Pages as source code ::
++++++++++++++++++++

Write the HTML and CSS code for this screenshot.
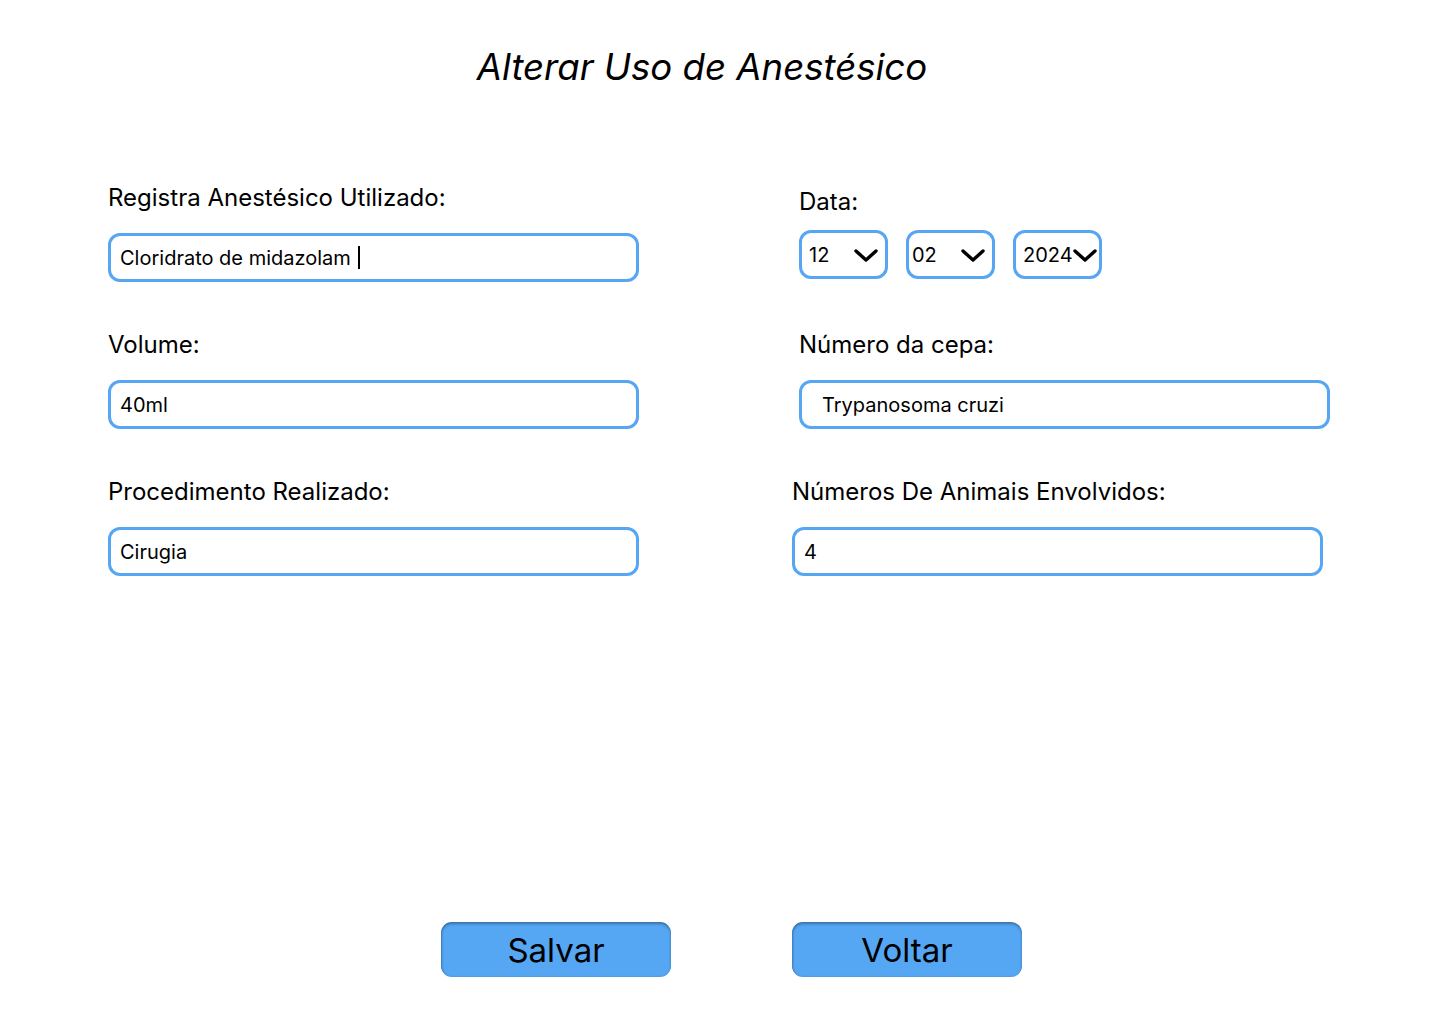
FILE: index.html
```html
<!DOCTYPE html>
<html lang="pt">
<head>
<meta charset="utf-8">
<title>Alterar Uso de Anestésico</title>
<link rel="stylesheet" href="styles.css">
</head>
<body>
<main class="page">
  <h1 class="title">Alterar Uso de Anestésico</h1>

  <form class="form">
    <div class="field">
      <label class="label">Registra Anestésico Utilizado:</label>
      <div class="input"><span>Cloridrato de midazolam</span><span class="caret"></span></div>
    </div>

    <div class="field field-date">
      <label class="label">Data:</label>
      <div class="selects">
        <div class="select"><span>12</span><svg class="chev" viewBox="0 0 24 14"><path d="M2 2 L12 11 L22 2" /></svg></div>
        <div class="select select-02"><span>02</span><svg class="chev" viewBox="0 0 24 14"><path d="M2 2 L12 11 L22 2" /></svg></div>
        <div class="select select-year"><span>2024</span><svg class="chev" viewBox="0 0 24 14"><path d="M2 2 L12 11 L22 2" /></svg></div>
      </div>
    </div>

    <div class="field">
      <label class="label">Volume:</label>
      <div class="input"><span>40ml</span></div>
    </div>

    <div class="field field-indent">
      <label class="label">Número da cepa:</label>
      <div class="input input-wide-pad"><span>Trypanosoma cruzi</span></div>
    </div>

    <div class="field">
      <label class="label">Procedimento Realizado:</label>
      <div class="input"><span>Cirugia</span></div>
    </div>

    <div class="field">
      <label class="label">Números De Animais Envolvidos:</label>
      <div class="input"><span>4</span></div>
    </div>
  </form>

  <div class="actions">
    <button class="btn" type="button">Salvar</button>
    <button class="btn" type="button">Voltar</button>
  </div>
</main>
</body>
</html>
```

FILE: styles.css
```css
* {
  box-sizing: border-box;
}

html, body {
  margin: 0;
  padding: 0;
  background: #ffffff;
}

body {
  font-family: Inter, "Noto Sans", sans-serif;
  color: #000000;
  width: 1440px;
  height: 1024px;
  overflow: hidden;
}

.page {
  padding-top: 45px;
}

.title {
  margin: 0;
  width: 1404px;
  text-align: center;
  font-size: 36.6px;
  line-height: 44px;
  font-style: italic;
  font-weight: 400;
}

.form {
  margin-top: 94px;
  padding-left: 108px;
  display: grid;
  grid-template-columns: 531px 531px;
  column-gap: 153px;
  row-gap: 48px;
}

.field {
  display: flex;
  flex-direction: column;
  height: 99px;
}

.label {
  font-size: 24px;
  line-height: 29px;
  margin-bottom: 21px;
}

.input {
  height: 49px;
  border: 3px solid #56a6f3;
  border-radius: 12px;
  display: flex;
  align-items: center;
  padding-left: 9px;
  font-size: 20px;
  line-height: 24px;
}

.caret {
  display: inline-block;
  width: 2px;
  height: 23px;
  background: #000;
  margin-left: 7px;
}

.field-indent {
  padding-left: 7px;
  margin-right: -7px;
}

.input-wide-pad {
  padding-left: 20px;
}

.field-date {
  padding-left: 7px;
  padding-top: 4px;
}

.field-date .label {
  margin-bottom: 14px;
}

.selects {
  display: flex;
  gap: 18px;
}

.select {
  width: 89px;
  height: 49px;
  border: 3px solid #56a6f3;
  border-radius: 12px;
  display: flex;
  align-items: center;
  padding-left: 7px;
  font-size: 20px;
  line-height: 24px;
}

.select-02 {
  padding-left: 3px;
}

.select-year {
  padding-left: 7px;
}

.chev {
  width: 24px;
  height: 14px;
  fill: none;
  stroke: #000;
  stroke-width: 3.4;
  stroke-linecap: round;
  stroke-linejoin: round;
  margin-left: auto;
  margin-right: 7px;
  margin-top: 3px;
}

.select-year .chev {
  margin-left: 0;
  margin-right: 0;
}

.actions {
  margin-top: 346px;
  padding-left: 441px;
  display: flex;
  gap: 121px;
}

.btn {
  width: 230px;
  height: 55px;
  border: none;
  border-radius: 11px;
  background: #55a6f3;
  box-shadow: inset 0 2px 3px rgba(0, 0, 0, 0.3), inset 1px 0 2px rgba(0, 0, 0, 0.15);
  font-family: Inter, "Noto Sans", sans-serif;
  font-size: 33px;
  line-height: 40px;
  color: #000;
  padding: 0;
  cursor: pointer;
}
```
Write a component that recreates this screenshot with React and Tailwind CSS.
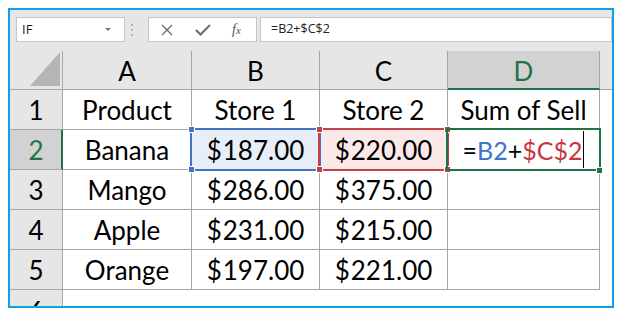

++++++++++++++++++++

Directions ::
Your copy should match the records word for word, with the pictures removed.

Complete answer ::
Write the HTML and CSS code for this screenshot.
FILE: index.html
```html
<!DOCTYPE html>
<html lang="pt">
<head>
<meta charset="utf-8">
<title>Alterar Uso de Anestésico</title>
<link rel="stylesheet" href="styles.css">
</head>
<body>
<main class="page">
  <h1 class="title">Alterar Uso de Anestésico</h1>

  <form class="form">
    <div class="field">
      <label class="label">Registra Anestésico Utilizado:</label>
      <div class="input"><span>Cloridrato de midazolam</span><span class="caret"></span></div>
    </div>

    <div class="field field-date">
      <label class="label">Data:</label>
      <div class="selects">
        <div class="select"><span>12</span><svg class="chev" viewBox="0 0 24 14"><path d="M2 2 L12 11 L22 2" /></svg></div>
        <div class="select select-02"><span>02</span><svg class="chev" viewBox="0 0 24 14"><path d="M2 2 L12 11 L22 2" /></svg></div>
        <div class="select select-year"><span>2024</span><svg class="chev" viewBox="0 0 24 14"><path d="M2 2 L12 11 L22 2" /></svg></div>
      </div>
    </div>

    <div class="field">
      <label class="label">Volume:</label>
      <div class="input"><span>40ml</span></div>
    </div>

    <div class="field field-indent">
      <label class="label">Número da cepa:</label>
      <div class="input input-wide-pad"><span>Trypanosoma cruzi</span></div>
    </div>

    <div class="field">
      <label class="label">Procedimento Realizado:</label>
      <div class="input"><span>Cirugia</span></div>
    </div>

    <div class="field">
      <label class="label">Números De Animais Envolvidos:</label>
      <div class="input"><span>4</span></div>
    </div>
  </form>

  <div class="actions">
    <button class="btn" type="button">Salvar</button>
    <button class="btn" type="button">Voltar</button>
  </div>
</main>
</body>
</html>
```

FILE: styles.css
```css
* {
  box-sizing: border-box;
}

html, body {
  margin: 0;
  padding: 0;
  background: #ffffff;
}

body {
  font-family: Inter, "Noto Sans", sans-serif;
  color: #000000;
  width: 1440px;
  height: 1024px;
  overflow: hidden;
}

.page {
  padding-top: 45px;
}

.title {
  margin: 0;
  width: 1404px;
  text-align: center;
  font-size: 36.6px;
  line-height: 44px;
  font-style: italic;
  font-weight: 400;
}

.form {
  margin-top: 94px;
  padding-left: 108px;
  display: grid;
  grid-template-columns: 531px 531px;
  column-gap: 153px;
  row-gap: 48px;
}

.field {
  display: flex;
  flex-direction: column;
  height: 99px;
}

.label {
  font-size: 24px;
  line-height: 29px;
  margin-bottom: 21px;
}

.input {
  height: 49px;
  border: 3px solid #56a6f3;
  border-radius: 12px;
  display: flex;
  align-items: center;
  padding-left: 9px;
  font-size: 20px;
  line-height: 24px;
}

.caret {
  display: inline-block;
  width: 2px;
  height: 23px;
  background: #000;
  margin-left: 7px;
}

.field-indent {
  padding-left: 7px;
  margin-right: -7px;
}

.input-wide-pad {
  padding-left: 20px;
}

.field-date {
  padding-left: 7px;
  padding-top: 4px;
}

.field-date .label {
  margin-bottom: 14px;
}

.selects {
  display: flex;
  gap: 18px;
}

.select {
  width: 89px;
  height: 49px;
  border: 3px solid #56a6f3;
  border-radius: 12px;
  display: flex;
  align-items: center;
  padding-left: 7px;
  font-size: 20px;
  line-height: 24px;
}

.select-02 {
  padding-left: 3px;
}

.select-year {
  padding-left: 7px;
}

.chev {
  width: 24px;
  height: 14px;
  fill: none;
  stroke: #000;
  stroke-width: 3.4;
  stroke-linecap: round;
  stroke-linejoin: round;
  margin-left: auto;
  margin-right: 7px;
  margin-top: 3px;
}

.select-year .chev {
  margin-left: 0;
  margin-right: 0;
}

.actions {
  margin-top: 346px;
  padding-left: 441px;
  display: flex;
  gap: 121px;
}

.btn {
  width: 230px;
  height: 55px;
  border: none;
  border-radius: 11px;
  background: #55a6f3;
  box-shadow: inset 0 2px 3px rgba(0, 0, 0, 0.3), inset 1px 0 2px rgba(0, 0, 0, 0.15);
  font-family: Inter, "Noto Sans", sans-serif;
  font-size: 33px;
  line-height: 40px;
  color: #000;
  padding: 0;
  cursor: pointer;
}
```
Write a component that recreates this screenshot with React and Tailwind CSS.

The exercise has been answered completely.